Olivia Adamczyk O'Sullivan

TREASURER
ELECTED ARWS 2022 & RWS 2025

 

Olivia was born in the mining town of Barnsley, South Yorkshire. Her childhood landscapes included not only the industrial and working class parts of the town but also wilder areas of surrounding moorland, echoed in the paintings she creates today. Her father was a Polish immigrant after the Second World War; he arrived in Britain with a sketchbook in his cardboard suitcase.

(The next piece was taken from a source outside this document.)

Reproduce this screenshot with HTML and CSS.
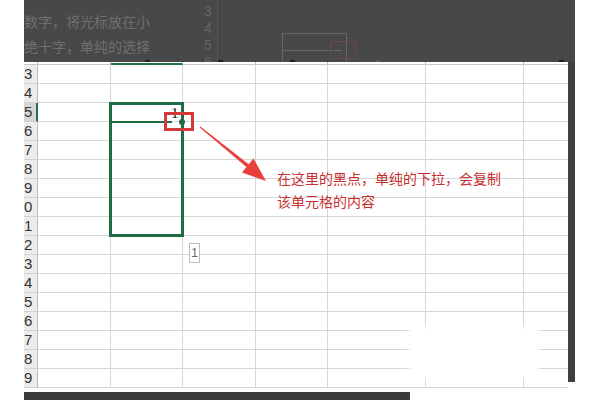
FILE: index.html
```html
<!DOCTYPE html>
<html>
<head>
<meta charset="utf-8">
<link rel="stylesheet" href="styles.css">
</head>
<body>
<div class="page">
  <div class="gutter"></div>
  <div class="main">
    <div class="ghost">
      <div class="ghost-text">数字，将光标放在小<br>绝十字，单纯的选择</div>
      <span class="gnum n3">3</span>
      <span class="gnum n4">4</span>
      <span class="gnum n5">5</span>
      <span class="gnum n6">6</span>
      <span class="gline"></span>
      <span class="grect"></span>
      <span class="grect-line"></span>
      <span class="gred"></span>
      <span class="mark m1"></span>
      <span class="mark m2"></span>
      <span class="mark m3"></span>
      <span class="mark m4"></span>
      <span class="mark m5"></span>
    </div>
    <div class="middle">
      <div class="sheet">
        <div class="hdr">
          <div class="hc"></div><div class="hc"></div><div class="hc sel"></div><div class="hc"></div><div class="hc"></div><div class="hc"></div><div class="hc"></div><div class="hc last"></div>
        </div>
        <div class="row"><div class="rh">3</div><div class="c"></div><div class="c"></div><div class="c"></div><div class="c"></div><div class="c"></div><div class="c"></div><div class="c last"></div></div>
        <div class="row"><div class="rh">4</div><div class="c"></div><div class="c"></div><div class="c"></div><div class="c"></div><div class="c"></div><div class="c"></div><div class="c last"></div></div>
        <div class="row"><div class="rh active">5</div><div class="c"></div><div class="c"></div><div class="c"></div><div class="c"></div><div class="c"></div><div class="c"></div><div class="c last"></div></div>
        <div class="row"><div class="rh">6</div><div class="c"></div><div class="c"></div><div class="c"></div><div class="c"></div><div class="c"></div><div class="c"></div><div class="c last"></div></div>
        <div class="row"><div class="rh">7</div><div class="c"></div><div class="c"></div><div class="c"></div><div class="c"></div><div class="c"></div><div class="c"></div><div class="c last"></div></div>
        <div class="row"><div class="rh">8</div><div class="c"></div><div class="c"></div><div class="c"></div><div class="c"></div><div class="c"></div><div class="c"></div><div class="c last"></div></div>
        <div class="row"><div class="rh">9</div><div class="c"></div><div class="c"></div><div class="c"></div><div class="c"></div><div class="c"></div><div class="c"></div><div class="c last"></div></div>
        <div class="row"><div class="rh">0</div><div class="c"></div><div class="c"></div><div class="c"></div><div class="c"></div><div class="c"></div><div class="c"></div><div class="c last"></div></div>
        <div class="row"><div class="rh">1</div><div class="c"></div><div class="c"></div><div class="c"></div><div class="c"></div><div class="c"></div><div class="c"></div><div class="c last"></div></div>
        <div class="row"><div class="rh">2</div><div class="c"></div><div class="c"></div><div class="c"></div><div class="c"></div><div class="c"></div><div class="c"></div><div class="c last"></div></div>
        <div class="row"><div class="rh">3</div><div class="c"></div><div class="c"></div><div class="c"></div><div class="c"></div><div class="c"></div><div class="c"></div><div class="c last"></div></div>
        <div class="row"><div class="rh">4</div><div class="c"></div><div class="c"></div><div class="c"></div><div class="c"></div><div class="c"></div><div class="c"></div><div class="c last"></div></div>
        <div class="row"><div class="rh">5</div><div class="c"></div><div class="c"></div><div class="c"></div><div class="c"></div><div class="c"></div><div class="c"></div><div class="c last"></div></div>
        <div class="row"><div class="rh">6</div><div class="c"></div><div class="c"></div><div class="c"></div><div class="c"></div><div class="c"></div><div class="c"></div><div class="c last"></div></div>
        <div class="row"><div class="rh">7</div><div class="c"></div><div class="c"></div><div class="c"></div><div class="c"></div><div class="c"></div><div class="c"></div><div class="c last"></div></div>
        <div class="row"><div class="rh">8</div><div class="c"></div><div class="c"></div><div class="c"></div><div class="c"></div><div class="c"></div><div class="c"></div><div class="c last"></div></div>
        <div class="row"><div class="rh">9</div><div class="c"></div><div class="c"></div><div class="c"></div><div class="c"></div><div class="c"></div><div class="c"></div><div class="c last"></div></div>
      </div>
      <div class="vscroll"></div>
    </div>
    <div class="hscroll"></div>
  </div>

  <div class="selection"></div>
  <div class="active-line"></div>
  <span class="cell-value">1</span>
  <div class="handle"></div>
  <div class="red-box"></div>
  <div class="tip">1</div>
  <div class="patch"></div>
  <svg class="arrow" width="600" height="400" viewBox="0 0 600 400">
    <polygon points="199.7,127.4 200.3,126.6 249,164.6 247,167.4" fill="#e8403b"/>
    <polygon points="266,181 242,172.5 253.5,158.5" fill="#e8403b"/>
  </svg>
  <div class="note">在这里的黑点，单纯的下拉，会复制<br>该单元格的内容</div>
</div>
</body>
</html>
```
FILE: styles.css
```css
* { box-sizing: border-box; }
html, body { margin: 0; padding: 0; background: #fff; }
body { width: 600px; height: 400px; overflow: hidden; font-family: "Liberation Sans", Arial, sans-serif; }

.page { position: relative; display: flex; width: 600px; height: 400px; }
.gutter { width: 24px; flex: none; }
.main { width: 551px; flex: none; display: flex; flex-direction: column; }

.ghost {
  position: relative;
  height: 62px;
  background: #484848;
  overflow: hidden;
}
.ghost-text {
  padding-top: 9px;
  font-family: "Noto Sans CJK SC", sans-serif;
  font-size: 14px;
  line-height: 25px;
  color: #6f6f6f;
  white-space: nowrap;
}
.gnum {
  position: absolute;
  left: 180px;
  font-size: 14px;
  line-height: 16px;
  color: #666;
}
.n3 { top: 3px; }
.n4 { top: 20px; }
.n5 { top: 37px; }
.n6 { top: 54px; }
.gline { position: absolute; left: 193px; top: 0; width: 1px; height: 62px; background: #575757; }
.grect { position: absolute; left: 258px; top: 33px; width: 65px; height: 32px; border: 1px solid #5e6b61; }
.grect-line { position: absolute; left: 258px; top: 50px; width: 60px; height: 1px; background: #5e6b61; }
.gred { position: absolute; left: 306px; top: 41px; width: 26px; height: 18px; border: 1px solid #6c4848; }
.mark { position: absolute; bottom: 0; width: 5px; height: 2px; background: #1e1e1e; }
.m1 { left: 121px; }
.m2 { left: 194px; }
.m3 { left: 266px; }
.m4 { left: 352px; background: #5a5a5a; }
.m5 { left: 535px; }

.middle { display: flex; height: 326px; }
.sheet { width: 544px; flex: none; display: flex; flex-direction: column; }
.vscroll { width: 7px; height: 320px; background: #3f3f3f; }
.hscroll { margin-top: 4px; width: 386px; height: 8px; background: #3c3c3c; }

.hdr, .row {
  display: grid;
  grid-template-columns: 14px 73px 72px 73px 72px 98px 98px 44px;
}
.hc { height: 3px; border-right: 1px solid #c4c4c4; border-bottom: 1px solid #c8c8c8; }
.hc.sel { border-bottom: 2px solid #217346; }
.hc.last { border-right: none; }

.row { height: 19px; }
.c { border-right: 1px solid #d6d6d6; border-bottom: 1px solid #d6d6d6; }
.c.last { border-right: none; }
.rh {
  background: #ececec;
  border-right: 1px solid #bcbcbc;
  border-bottom: 1px solid #d2d2d2;
  font-size: 15px;
  line-height: 18px;
  color: #333;
  text-align: right;
  padding-right: 5px;
  overflow: hidden;
  white-space: nowrap;
}
.rh.active { background: #d6d6d6; border-right: 2px solid #217346; padding-right: 4px; }

.selection {
  position: absolute;
  left: 109px; top: 102px;
  width: 75px; height: 135px;
  border: 3px solid #1f6b43;
}
.active-line { position: absolute; left: 112px; top: 121px; width: 60px; height: 2px; background: #1f6b43; }
.cell-value {
  position: absolute;
  left: 171px; top: 105px;
  font-family: "Liberation Serif", serif;
  font-size: 15px;
  line-height: 16px;
  color: #111;
}
.handle { position: absolute; left: 179px; top: 119px; width: 6px; height: 6px; border-radius: 50%; background: #1f6b43; }
.red-box { position: absolute; left: 164px; top: 112px; width: 30px; height: 19px; border: 3px solid #d23a3a; }
.tip {
  position: absolute;
  left: 189px; top: 243px;
  width: 11px; height: 20px;
  border: 1px solid #bcbcbc;
  background: #fff;
  font-size: 12px;
  line-height: 18px;
  text-align: center;
  color: #666;
}
.patch {
  position: absolute;
  left: 413px; top: 331px;
  width: 122px; height: 44px;
  background: #fff;
  box-shadow: 0 0 4px 4px #fff;
}
.arrow { position: absolute; left: 0; top: 0; }
.note {
  position: absolute;
  left: 277px; top: 167px;
  font-family: "Noto Sans CJK SC", sans-serif;
  font-size: 14px;
  line-height: 23px;
  color: #c8302f;
  white-space: nowrap;
}
```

After studying music at the University of East Anglia, Olivia worked as a teacher and in teacher education and research. Towards the end of her career in education, she began painting and drawing courses at City Lit London, completing the Fine Art course in 2016. She won the RWS Contemporary Open prize in 2019 and the RWS Cass Art Solo Exhibition prize in 2020. She has exhibited in group shows in London and Yorkshire, and has been selected for Ing Discerning Eye, Society of Women Artists and RA Summer Exhibitions, as well as two solo exhibitions. 
 
Olivia’s work has two main focuses: the industrial buildings, blocks of flats, streets and parks of Southeast London where she lives, and the landscapes of England and the Drome in France. Her work is based upon on- and off-site sketchbook drawings and paintings as well as still and moving digital images collected on her iPhone. Sketches use charcoal, ink, watercolour and pastels. Her work is mostly on paper using acrylic, watercolour, ink, pencil and crayon. Olivia wants the images she creates to demonstrate a sense of commitment to a place, a reflective commentary on the continuum of what can be described as ‘ordinary’, whether a building seen from a commuter train or a brown English beach on the South Coast.

 

Olivia divides her time between art and political campaigning on NHS issues. She continues a strong interest education and organises workshops for schools at the Bankside Gallery which offer inspiring opportunities for children from London schools to visit exhibitions and to paint using water-based media.